I wrote this post a few weeks ago. And I have been mulling over whether to post it or not. I feel like I have healed a bit more since it was written, but I do still feel this way most of the time. As everyone keeps saying, these things take time.
It is funny. I don't even really miss him that much. Which now, looking back, speaks volumes about our relationship.
I miss my old life. I really loved my old life. I really loved him, and the future we were building together. I loved getting up on Saturday mornings together, cleaning the house, heading to Costco, and going out for dinner with friends. I loved planning our next house. What the kitchen would be like, what the floors would look like, what color we would paint the living room. I wanted a view of the ocean in the next house. He thought it would be too expensive. I loved being his future wife, the future mother of his children. I miss those things. I miss the future that I am never going to have with him.
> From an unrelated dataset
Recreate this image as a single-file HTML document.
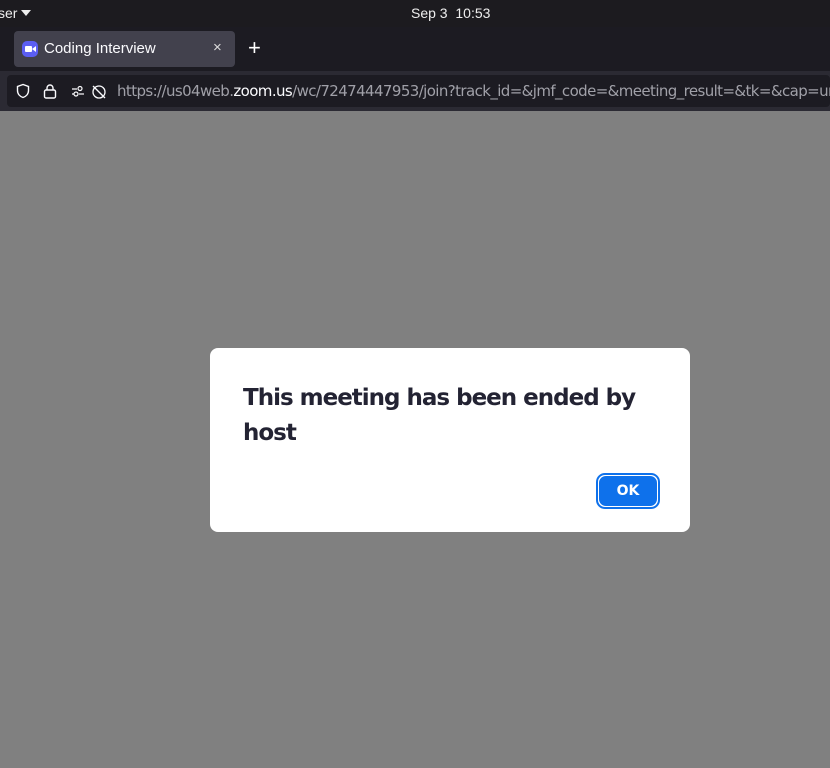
<!DOCTYPE html>
<html><head><style>
*{margin:0;padding:0;box-sizing:border-box}
body{width:830px;height:768px;overflow:hidden;background:#808080;font-family:"Liberation Sans","DejaVu Sans",sans-serif;position:relative}
.top{position:absolute;left:0;top:0;width:830px;height:27px;background:#1c1b1f;color:#fff;font-size:14px}
.tabs{position:absolute;left:0;top:27px;width:830px;height:44px;background:#1c1b22}
.tab{position:absolute;left:14px;top:4px;width:221px;height:36px;background:#42414d;border-radius:4px;color:#fbfbfe;font-size:15px}
.nav{position:absolute;left:0;top:71px;width:830px;height:40px;background:#2b2a33}
.url{position:absolute;left:7px;top:4px;width:823px;height:32px;background:#1c1b22;border-radius:4px}
.dlg{position:absolute;left:210px;top:348px;width:480px;height:184px;background:#fff;border-radius:8px}
.dlg h1{position:absolute;left:33px;top:33px;width:420px;font-size:23px;line-height:35px;font-weight:bold;color:#232333;font-family:"DejaVu Sans","Liberation Sans",sans-serif;letter-spacing:-1px}
.ok{position:absolute;left:386px;top:125px;width:64px;height:36px;border:2px solid #0e71eb;border-radius:9px;background:#fff;padding:1px}
.ok div{width:100%;height:100%;background:#0e71eb;border-radius:7px;color:#fff;font-weight:bold;font-size:14px;text-align:center;line-height:30px;font-family:"DejaVu Sans",sans-serif}
</style></head><body>
<div class="top">
<span style="position:absolute;left:-2px;top:5px;color:#eee">ser</span>
<svg style="position:absolute;left:21px;top:10px" width="10" height="6"><path d="M0 0h10L5 6z" fill="#eee"/></svg>
<span style="position:absolute;left:411px;top:5px;color:#eee">Sep 3&nbsp; 10:53</span>
</div>
<div class="tabs"><div class="tab">
<div style="position:absolute;left:8px;top:10px;width:16px;height:16px;border-radius:5px;background:#5b5ef2"></div>
<svg style="position:absolute;left:11px;top:14px" width="11" height="8"><rect x="0" y="1" width="7" height="6" rx="1" fill="#fff"/><path d="M7 4l4-3v6z" fill="#fff"/></svg>
<span style="position:absolute;left:30px;top:9px">Coding Interview</span>
<span style="position:absolute;left:199px;top:8px;font-size:15px;color:#ddd">×</span>
</div>
<span style="position:absolute;left:248px;top:9px;color:#fff;font-size:22px;line-height:24px">+</span>
</div>
<div class="nav"><div class="url">
<svg style="position:absolute;left:8px;top:8px" width="16" height="16"><path d="M8 1.5L2.5 3.5v4c0 3.5 2.5 6 5.5 7 3-1 5.5-3.5 5.5-7v-4z" fill="none" stroke="#fbfbfe" stroke-width="1.4"/></svg>
<svg style="position:absolute;left:36px;top:8px" width="14" height="16"><rect x="1.5" y="7" width="11" height="8" rx="1.5" fill="none" stroke="#fbfbfe" stroke-width="1.4"/><path d="M4 7V5a3 3 0 016 0v2" fill="none" stroke="#fbfbfe" stroke-width="1.4"/></svg>
<svg style="position:absolute;left:64px;top:10px" width="40" height="14"><path d="M1 4h5M1 9h2" stroke="#fbfbfe" stroke-width="1.2"/><circle cx="9" cy="3.5" r="2" fill="none" stroke="#fbfbfe" stroke-width="1.2"/><circle cx="5" cy="9" r="2" fill="none" stroke="#fbfbfe" stroke-width="1.2"/><path d="M8 9h5" stroke="#fbfbfe" stroke-width="1.2"/><circle cx="28" cy="7" r="6" fill="none" stroke="#fbfbfe" stroke-width="1.3"/><path d="M22 1l12 12" stroke="#fbfbfe" stroke-width="1.3"/></svg>
<span style="position:absolute;left:110px;top:7px;font-size:15px;color:#a0a0a8;white-space:nowrap;font-family:'DejaVu Sans',sans-serif;letter-spacing:-0.6px">https://us04web.<span style="color:#fbfbfe">zoom.us</span>/wc/72474447953/join?track_id=&amp;jmf_code=&amp;meeting_result=&amp;tk=&amp;cap=un</span>
</div></div>
<div class="dlg"><h1>This meeting has been ended by host</h1><div class="ok"><div>OK</div></div></div>
</body></html>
I miss the dreams that I had.
I miss feeling the way that I felt. Before. I miss feeling like things were going my way. Like I had really found my person. Like I had found something special. Our relationship moved quickly in the beginning. We had bought a house together before our first anniversary. Everyone told us we were crazy. We used to laugh. They didn't know what we knew.
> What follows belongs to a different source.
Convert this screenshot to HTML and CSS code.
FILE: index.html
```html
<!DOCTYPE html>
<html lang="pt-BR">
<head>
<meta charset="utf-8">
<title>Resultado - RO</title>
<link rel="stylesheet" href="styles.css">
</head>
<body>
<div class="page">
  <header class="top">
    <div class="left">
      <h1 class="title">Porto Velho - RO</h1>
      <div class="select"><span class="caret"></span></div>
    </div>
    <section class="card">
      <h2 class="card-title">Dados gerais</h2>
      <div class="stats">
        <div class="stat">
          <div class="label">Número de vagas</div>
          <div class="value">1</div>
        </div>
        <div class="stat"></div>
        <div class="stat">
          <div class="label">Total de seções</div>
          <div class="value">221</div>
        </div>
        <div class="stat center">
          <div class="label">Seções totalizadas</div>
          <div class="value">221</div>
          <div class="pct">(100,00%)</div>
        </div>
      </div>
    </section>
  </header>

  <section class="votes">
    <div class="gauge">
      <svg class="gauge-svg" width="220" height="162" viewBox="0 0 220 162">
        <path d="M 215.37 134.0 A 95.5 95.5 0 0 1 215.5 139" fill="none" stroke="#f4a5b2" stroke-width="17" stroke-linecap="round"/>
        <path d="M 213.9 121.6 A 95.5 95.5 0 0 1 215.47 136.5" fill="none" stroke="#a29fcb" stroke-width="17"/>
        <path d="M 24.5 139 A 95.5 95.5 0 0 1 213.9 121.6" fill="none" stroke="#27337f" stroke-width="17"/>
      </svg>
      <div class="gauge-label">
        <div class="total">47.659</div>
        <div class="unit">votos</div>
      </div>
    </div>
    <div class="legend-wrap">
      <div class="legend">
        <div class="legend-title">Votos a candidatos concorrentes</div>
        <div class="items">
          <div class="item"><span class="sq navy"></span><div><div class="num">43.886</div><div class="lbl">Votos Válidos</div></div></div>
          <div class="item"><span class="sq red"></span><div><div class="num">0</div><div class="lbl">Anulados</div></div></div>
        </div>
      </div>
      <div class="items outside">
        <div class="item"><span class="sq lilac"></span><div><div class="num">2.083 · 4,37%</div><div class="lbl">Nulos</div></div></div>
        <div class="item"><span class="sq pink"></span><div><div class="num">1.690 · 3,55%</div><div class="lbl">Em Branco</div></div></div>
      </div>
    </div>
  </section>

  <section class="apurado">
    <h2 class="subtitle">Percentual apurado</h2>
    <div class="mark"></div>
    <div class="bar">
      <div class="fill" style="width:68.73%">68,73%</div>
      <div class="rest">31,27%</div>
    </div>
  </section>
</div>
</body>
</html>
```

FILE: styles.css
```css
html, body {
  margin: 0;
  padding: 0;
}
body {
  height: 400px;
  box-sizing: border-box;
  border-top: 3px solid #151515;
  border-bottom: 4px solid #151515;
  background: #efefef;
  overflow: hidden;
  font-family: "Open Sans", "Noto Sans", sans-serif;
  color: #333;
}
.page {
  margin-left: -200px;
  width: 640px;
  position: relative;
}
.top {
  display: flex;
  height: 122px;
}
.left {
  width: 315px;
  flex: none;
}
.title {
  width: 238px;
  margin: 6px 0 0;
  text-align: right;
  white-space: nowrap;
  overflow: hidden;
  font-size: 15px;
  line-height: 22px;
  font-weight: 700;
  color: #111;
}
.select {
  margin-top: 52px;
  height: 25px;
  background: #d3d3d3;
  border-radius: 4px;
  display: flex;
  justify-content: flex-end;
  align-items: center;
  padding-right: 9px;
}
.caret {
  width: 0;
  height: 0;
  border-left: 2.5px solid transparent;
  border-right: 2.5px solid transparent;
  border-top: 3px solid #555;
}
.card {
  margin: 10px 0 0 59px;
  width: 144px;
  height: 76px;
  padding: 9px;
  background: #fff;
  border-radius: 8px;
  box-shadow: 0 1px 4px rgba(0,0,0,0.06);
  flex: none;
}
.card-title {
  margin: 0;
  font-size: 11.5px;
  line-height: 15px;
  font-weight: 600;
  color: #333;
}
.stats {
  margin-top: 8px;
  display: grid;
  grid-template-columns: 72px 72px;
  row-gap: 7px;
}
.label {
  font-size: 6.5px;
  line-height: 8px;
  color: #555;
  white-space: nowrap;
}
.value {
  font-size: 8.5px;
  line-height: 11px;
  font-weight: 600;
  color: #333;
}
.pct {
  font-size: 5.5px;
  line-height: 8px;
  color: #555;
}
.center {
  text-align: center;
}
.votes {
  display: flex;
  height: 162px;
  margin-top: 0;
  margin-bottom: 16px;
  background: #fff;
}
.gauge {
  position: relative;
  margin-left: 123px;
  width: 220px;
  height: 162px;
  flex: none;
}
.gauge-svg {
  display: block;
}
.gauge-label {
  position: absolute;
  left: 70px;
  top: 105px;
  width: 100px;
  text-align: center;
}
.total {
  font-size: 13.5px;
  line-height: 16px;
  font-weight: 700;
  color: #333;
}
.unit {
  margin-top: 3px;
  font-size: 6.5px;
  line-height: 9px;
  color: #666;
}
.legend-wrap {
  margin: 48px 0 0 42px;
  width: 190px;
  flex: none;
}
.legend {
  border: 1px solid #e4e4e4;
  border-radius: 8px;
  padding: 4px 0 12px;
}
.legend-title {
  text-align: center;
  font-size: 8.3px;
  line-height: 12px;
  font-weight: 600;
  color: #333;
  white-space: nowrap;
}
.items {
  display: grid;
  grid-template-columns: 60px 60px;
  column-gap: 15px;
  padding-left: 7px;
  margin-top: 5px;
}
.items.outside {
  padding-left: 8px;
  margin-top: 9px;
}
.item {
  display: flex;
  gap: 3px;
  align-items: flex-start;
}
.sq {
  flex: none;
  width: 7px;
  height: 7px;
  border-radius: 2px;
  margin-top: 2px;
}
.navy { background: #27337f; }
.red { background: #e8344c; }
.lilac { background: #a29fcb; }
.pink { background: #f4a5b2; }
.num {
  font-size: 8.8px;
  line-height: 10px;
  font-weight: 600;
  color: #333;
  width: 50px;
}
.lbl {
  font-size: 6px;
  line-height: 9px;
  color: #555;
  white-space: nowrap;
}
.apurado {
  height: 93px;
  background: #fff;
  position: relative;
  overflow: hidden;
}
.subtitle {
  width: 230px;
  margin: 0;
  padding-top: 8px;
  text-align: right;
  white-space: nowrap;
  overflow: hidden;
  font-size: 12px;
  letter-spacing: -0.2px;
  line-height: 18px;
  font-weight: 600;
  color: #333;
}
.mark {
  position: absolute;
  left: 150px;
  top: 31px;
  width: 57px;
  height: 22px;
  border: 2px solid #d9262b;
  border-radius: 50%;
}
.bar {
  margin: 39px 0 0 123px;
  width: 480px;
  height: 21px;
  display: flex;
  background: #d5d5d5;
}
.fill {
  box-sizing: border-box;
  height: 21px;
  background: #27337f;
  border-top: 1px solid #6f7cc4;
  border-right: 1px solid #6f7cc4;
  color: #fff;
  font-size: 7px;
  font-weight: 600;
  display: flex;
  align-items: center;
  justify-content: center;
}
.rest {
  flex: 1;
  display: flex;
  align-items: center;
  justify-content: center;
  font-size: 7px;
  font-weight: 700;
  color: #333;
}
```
I miss feeling like life is easy. I miss feeling like relationships can work, if you work at them, if you are committed. I really felt that way. That relationships could work, marriages could work, if you committed, and loved one another. And they could work, because even when you felt iffy about something, or nervous about something, you remembered that you had committed to that person, and you love them. And that is why you are making things work.
One of the hardest things about this whole ordeal is that I really loved him. And I was going to marry him. I was going to commit my life to his. And until the day that he said that he couldn't marry me, that we had to break up, I had no idea. I had no idea that he didn't think and want those things too. How could I have not known? How could I have been planning our wedding, planning our marriage, and not known?
My sister says that no one knew. That he had hidden how he had been feeling from everyone. From me, from my family, from his family, from our friends. That it isn't my fault, because he was fooling everyone. But I can't help but feel like I should have known. It was me who was looking him in the eyes while he told me he loved me. And that he wanted me to be his wife.
I guess all I can do is hope that the things that I felt before, will come back. That I will believe in love and marriage again. That I will be able to trust someone, and believe them when they say they want to spend their life with me. That I will, at some point, plan a new future, with another man. That I will dream about houses and children and vacations with our families.
And for now, I'll just hold on to that little piece of hope.